Upon our arrival at the Children’s, a whole team was waiting for us. They quickly made the decision to transfer Charlotte to the Pediatric Intensive Care Unit (PICU) on 9D, where she would spend the following two weeks hooked up to a respirator and sedated. Her X-rays were disastrous: her entire respiratory system was affected. Without the help of the breathing machines, Charlotte wouldn’t be alive. Even while sedated and intubated, she was coughing. And when she coughed, the outline of her lips turned purple.
Every day we lived in fear of losing her. Antibiotic after antibiotic, nothing was working. Charlotte had a collapsed lung and had to be connected to another type of device: a high-frequency ventilator. Dr. Samara Zavalkoff, pediatric intensivist, called us to tell us the news. She was reassuring, telling us that Charlotte was responding well to new device, but emphasizing that this was her last option. Torn between our need to be near her and caring for two children at home, we made the trip to and from the hospital every day. The Children’s helped us with parking fees, because the cost of living at a hospital was beginning to weigh heavily on us. The unit on 9D became our second home. We even spent the night when Charlotte’s lung collapsed.
The staff members in the PICU were angels! Always welcoming and ready to give us their chairs so we could spend a few minutes with our little one who was hooked up to dozens of highly sophisticated devices, without which she would not be alive. I couldn’t touch my baby because it could cause her to resist sedation. I felt helpless in my role as her mother. No diapers to change, no bottles or baths to give. I couldn’t even rock her back and forth. My little doll had to fight this on her own.

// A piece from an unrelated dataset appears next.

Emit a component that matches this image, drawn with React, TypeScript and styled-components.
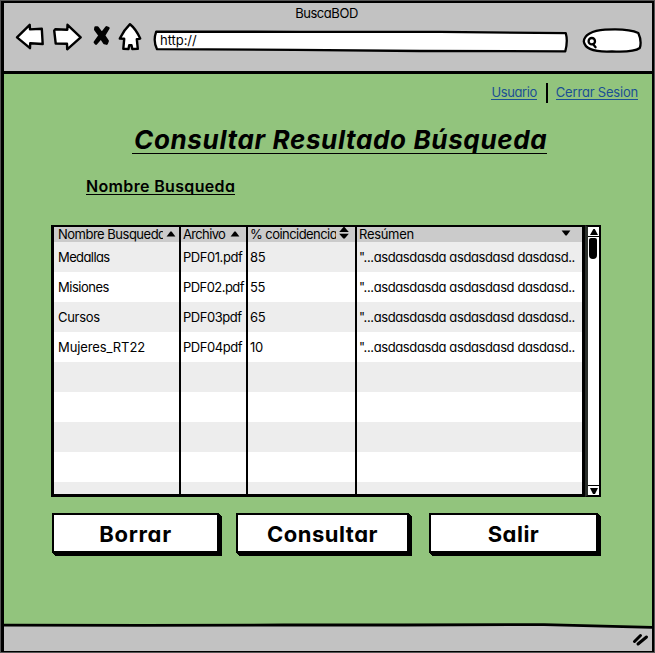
import React from "react";
import styled, { createGlobalStyle } from "styled-components";

const GlobalStyle = createGlobalStyle`
  * { box-sizing: border-box; }
  body { margin: 0; background: #fff; }
`;

const Window = styled.div`
  width: 655px;
  height: 653px;
  display: flex;
  flex-direction: column;
  border: solid #000;
  border-width: 3px 3px 2px 4px;
  outline: 1px solid #555;
  outline-offset: -1px;
  background: #92c47d;
  overflow: hidden;
  color: #000;
  font-family: Inter, "Liberation Sans", sans-serif;
  font-size: 13px;
  font-feature-settings: "cv11" 1, "calt" 0;
`;

const Chrome = styled.header`
  height: 71px;
  flex: none;
  background: #c2c2c2;
  border-bottom: 3px solid #000;
`;

const WindowTitle = styled.div`
  height: 20px;
  line-height: 20px;
  text-align: center;
  letter-spacing: -0.45px;
  padding-right: 3px;
`;

const NavRow = styled.div`
  display: flex;
  height: 32px;
  padding-left: 10px;
`;

const NavIcon = styled.svg<{ $gap: number }>`
  display: block;
  flex: none;
  margin-right: ${(p) => p.$gap}px;
  overflow: visible;
  fill: #fff;
  stroke: #000;
  stroke-width: 2.4;
  stroke-linejoin: round;
  stroke-linecap: round;
`;

const Field = styled.div<{ $width: number }>`
  position: relative;
  width: ${(p) => p.$width}px;
  height: 32px;
  flex: none;
`;

const FieldOutline = styled.svg`
  position: absolute;
  inset: 0;
  fill: #fff;
  stroke: #000;
  stroke-width: 2.3;
  stroke-linejoin: round;
`;

const Address = styled.span`
  position: relative;
  display: block;
  padding-left: 7px;
  line-height: 35px;
  letter-spacing: -0.05px;
`;

const Content = styled.main`
  flex: 1;
  padding-left: 47px;
  display: flex;
  flex-direction: column;
`;

const Account = styled.nav`
  display: flex;
  justify-content: flex-end;
  align-items: center;
  height: 20px;
  margin-top: 9px;
  padding-right: 14px;
`;

const AccountLink = styled.a<{ $spacing: number }>`
  height: 14px;
  color: #1a4f94;
  line-height: 13px;
  border-bottom: 1px solid #1a4f94;
  letter-spacing: ${(p) => p.$spacing}px;
`;

const Divider = styled.i`
  width: 2px;
  height: 20px;
  margin: 0 8px 0 9px;
  background: #000;
`;

const Title = styled.h1`
  width: 415px;
  height: 30px;
  margin: 21px 0 0 81px;
  padding-left: 2px;
  border-bottom: 1px solid #000;
  font-size: 26px;
  font-style: italic;
  font-weight: 700;
  line-height: 32px;
  letter-spacing: 0.65px;
  white-space: nowrap;
`;

const Subtitle = styled.h2`
  width: 149px;
  height: 18px;
  margin: 23px 0 0 35px;
  border-bottom: 1px solid #000;
  font-size: 16px;
  font-weight: 600;
  line-height: 18px;
  letter-spacing: 0.34px;
  white-space: nowrap;
`;

const TableArea = styled.section`
  display: flex;
  height: 272px;
  margin-top: 30px;
`;

const Grid = styled.div`
  display: grid;
  grid-template-columns: 127px 67px 109px 225px;
  width: 534px;
  border: solid #000;
  border-width: 2px 3px 3px;
  background: #fff;
`;

const Column = styled.div<{ $pad: number; $last?: boolean }>`
  overflow: hidden;
  border-right: ${(p) => (p.$last ? "0" : "2px solid #000")};
  background: repeating-linear-gradient(#ededed 0 30px, #fff 30px 60px) 0 15px;
  min-width: 0;
  --pad: ${(p) => p.$pad}px;
`;

const HeadCell = styled.div`
  display: flex;
  gap: 3px;
  height: 15px;
  padding-left: var(--pad);
  background: #cbcbcb;
  line-height: 15px;
`;

const HeadLabel = styled.span<{ $width: number; $spacing: number }>`
  width: ${(p) => p.$width}px;
  overflow: hidden;
  white-space: nowrap;
  letter-spacing: ${(p) => p.$spacing}px;
`;

const SortIcon = styled.svg`
  display: block;
  flex: none;
`;

const Cell = styled.div<{ $spacing: number }>`
  height: 30px;
  padding-left: var(--pad);
  line-height: 30px;
  white-space: nowrap;
  letter-spacing: ${(p) => p.$spacing}px;
`;

const ScrollBar = styled.div`
  width: 16px;
  display: flex;
  flex-direction: column;
  border: 2px solid #000;
  border-left: 3px solid #2b2f2b;
  background: #fff;
`;

const ScrollButton = styled.div<{ $down?: boolean }>`
  display: flex;
  justify-content: center;
  align-items: center;
  height: 10px;
  ${(p) => (p.$down ? "border-top: 1px solid #000; margin-top: auto;" : "border-bottom: 1px solid #000;")}
`;

const Thumb = styled.div`
  width: 8px;
  height: 21px;
  margin: 1px 0 0 1px;
  border-radius: 2px 2px 4px 4px;
  background: #000;
`;

const Actions = styled.div`
  display: grid;
  grid-template-columns: 184px 193px 169px;
  margin: 16px 0 0 1px;
`;

const Button = styled.button<{ $width: number; $spacing: number }>`
  width: ${(p) => p.$width}px;
  height: 40px;
  padding: 2px 0 0;
  border: 2px solid #000;
  background: #fff;
  box-shadow: 1px 1px 0 #000, 2px 2px 0 #000, 3px 3px 0 #000;
  color: #000;
  font-family: inherit;
  font-feature-settings: inherit;
  font-size: 22px;
  font-weight: 700;
  line-height: 34px;
  letter-spacing: ${(p) => p.$spacing}px;
`;

const StatusBar = styled.footer`
  position: relative;
  height: 26px;
  flex: none;
  background: #c2c2c2;
`;

const StatusEdge = styled.svg`
  position: absolute;
  left: 0;
  top: -3px;
`;

const ResizeGrip = styled.svg`
  position: absolute;
  right: 2px;
  top: 6px;
`;

type Sort = "up" | "down" | "both";

function Sorter({ kind }: { kind: Sort }) {
  return (
    <SortIcon width="10" height="15" viewBox="0 0 10 15">
      {kind === "up" && <path d="M4.4 4.6h1.2L9.4 9.4H.6Z" />}
      {kind === "down" && <path d="M.6 3.5h8.8L5.7 8.4H4.5Z" />}
      {kind === "both" && (
        <>
          <path d="M4.5 0h1L9.8 5H.2Z" />
          <path d="M.2 6.8h9.6l-4 4.8H4.3Z" />
        </>
      )}
    </SortIcon>
  );
}

interface ColumnData {
  label: string;
  labelWidth: number;
  labelSpacing: number;
  pad: number;
  sort: Sort;
  cells: [text: string, spacing: number][];
}

const summary: [string, number] = ['"...asdasdasda asdasdasd dasdasd..', -0.39];

const columns: ColumnData[] = [
  {
    label: "Nombre Busqueda",
    labelWidth: 105,
    labelSpacing: -0.5,
    pad: 4,
    sort: "up",
    cells: [
      ["Medallas", -0.6],
      ["Misiones", -0.5],
      ["Cursos", -0.3],
      ["Mujeres_RT22", -0.1],
    ],
  },
  {
    label: "Archivo",
    labelWidth: 44,
    labelSpacing: -0.65,
    pad: 2,
    sort: "up",
    cells: [
      ["PDF01.pdf", -0.45],
      ["PDF02.pdf", -0.55],
      ["PDF03pdf", -0.45],
      ["PDF04pdf", -0.45],
    ],
  },
  {
    label: "% coincidencia",
    labelWidth: 86,
    labelSpacing: -0.55,
    pad: 2,
    sort: "both",
    cells: [
      ["85", -0.3],
      ["55", -0.3],
      ["65", -0.3],
      ["10", -0.3],
    ],
  },
  {
    label: "Resúmen",
    labelWidth: 199,
    labelSpacing: -0.3,
    pad: 2,
    sort: "down",
    cells: [summary, summary, summary, summary],
  },
];

export default function App() {
  return (
    <>
      <GlobalStyle />
      <Window>
        <Chrome>
          <WindowTitle>BuscaBOD</WindowTitle>
          <NavRow>
            <NavIcon $gap={7} width="31" height="32" viewBox="14 23 31 32">
              <path d="M17 37.3 29.7 24.8 30 29.4 41.8 28.8 42.7 44 30.2 43.3 30 48.2Z" />
            </NavIcon>
            <NavIcon $gap={8} width="31" height="32" viewBox="52 23 31 32">
              <path d="M54.2 30.5 55.5 29.2 67.3 29.7 67.5 24.8 80.7 37.3 67.2 49.3 67 43.8 55.7 43.5Z" />
            </NavIcon>
            <NavIcon $gap={7} width="20" height="32" viewBox="91 23 20 32">
              <path
                d="M95.5 27.5 97.5 27.5 101.8 33.2 106.5 27.3 108.5 28.2 104 35.5 107.7 41 106.7 43.7 104.3 43 101 38 96 43.7 94.8 42.2 99.6 35.5 95.2 29.5Z"
                fill="#000"
              />
            </NavIcon>
            <NavIcon $gap={11} width="24" height="32" viewBox="118 23 24 32">
              <path d="M130 24.2 Q136 29 140.2 38.5L136.8 39.2 137.8 48.8 132.3 49 131.5 45.3 129.2 45.2 128.5 49 123.3 48.8 124.2 38.8 119.8 38.5Q124 30 130 24.2Z" />
            </NavIcon>
            <Field $width={417}>
              <FieldOutline width="417" height="32" viewBox="153 23 417 32">
                <path d="M156.2 31.7 300 31.8 440 31.8 565.8 33.2Q568 41 565.3 51.3L420 51 295 49.8 157 49.2Q152.8 41 156.2 31.7Z" />
              </FieldOutline>
              <Address>http://</Address>
            </Field>
            <Field $width={72}>
              <FieldOutline width="72" height="32" viewBox="570 23 72 32">
                <path d="M583.8 41.5C584 35 592 30.5 605 29.7C620 28.8 632 30 638.3 33Q642 41 639.8 48C635 51.5 622 51.9 612 51.4C595 52.2 585 49.5 583.8 41.5Z" />
                <circle cx="591.8" cy="41.2" r="3.2" />
                <path d="m593.4 44.5 2.2 2.7" strokeLinecap="round" />
              </FieldOutline>
            </Field>
          </NavRow>
        </Chrome>

        <Content>
          <Account>
            <AccountLink $spacing={-0.4}>Usuario</AccountLink>
            <Divider />
            <AccountLink $spacing={-0.2}>Cerrar Sesion</AccountLink>
          </Account>
          <Title>Consultar Resultado Búsqueda</Title>
          <Subtitle>Nombre Busqueda</Subtitle>

          <TableArea>
            <Grid>
              {columns.map((col, i) => (
                <Column key={col.label} $pad={col.pad} $last={i === columns.length - 1}>
                  <HeadCell>
                    <HeadLabel $width={col.labelWidth} $spacing={col.labelSpacing}>
                      {col.label}
                    </HeadLabel>
                    <Sorter kind={col.sort} />
                  </HeadCell>
                  {col.cells.map(([text, spacing], row) => (
                    <Cell key={row} $spacing={spacing}>
                      {text}
                    </Cell>
                  ))}
                </Column>
              ))}
            </Grid>
            <ScrollBar>
              <ScrollButton>
                <svg width="8" height="6" viewBox="0 0 8 6">
                  <path d="M3.4 0h1.4L8 6H0Z" />
                </svg>
              </ScrollButton>
              <Thumb />
              <ScrollButton $down>
                <svg width="8" height="6" viewBox="0 0 8 6">
                  <path d="M0 0h8L5 6H3Z" />
                </svg>
              </ScrollButton>
            </ScrollBar>
          </TableArea>

          <Actions>
            <Button $width={167} $spacing={0.7}>Borrar</Button>
            <Button $width={173} $spacing={0.5}>Consultar</Button>
            <Button $width={169} $spacing={0.5}>Salir</Button>
          </Actions>
        </Content>

        <StatusBar>
          <StatusEdge width="648" height="8" viewBox="0 0 648 8">
            <path d="M0 0H560L648 3V5H0Z" fill="#92c47d" />
            <path d="M0 2V5H648V5L540 2Z" fill="#c2c2c2" />
            <path d="M0 3.2 140 3.4 280 3 400 3 540 2.6 648 5.4" fill="none" stroke="#000" strokeWidth="2.8" />
          </StatusEdge>
          <ResizeGrip width="19" height="16" viewBox="0 0 19 16">
            <path d="M3.5 10.5 9.5 4.5M7 13 15.5 6" stroke="#000" strokeWidth="3" strokeLinecap="round" />
          </ResizeGrip>
        </StatusBar>
      </Window>
    </>
  );
}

After a nightmarish two weeks, Charlotte began to show signs of healing! I will always remember the day Dr. Zavalkoff sat down next to us and Charlotte and said, “I think we’ve made it through!”
Her X-rays supported her claim; we could clearly see the difference between her condition at that moment, compared to when she had first arrived. Her lungs, once white on the initial X-ray, had become almost transparent. I cried a lot that day. It was as though I could breathe for the first time in two weeks. Within a short span of time, Charlotte got stronger and was transferred down to another unit. It was with a heavy heart that we left the super nurses on 9D.
When you’re hanging on your child’s every breath, two weeks feels like months! Today, Charlotte is 6 years old. She’s a curious, charming little girl, but is also a little warrior. I wouldn’t advise getting in her way! I am so thankful that my little one is alright, but am even more thankful to the Children’s and its’ staff members who did everything humanly possible to help her fight her way back to health!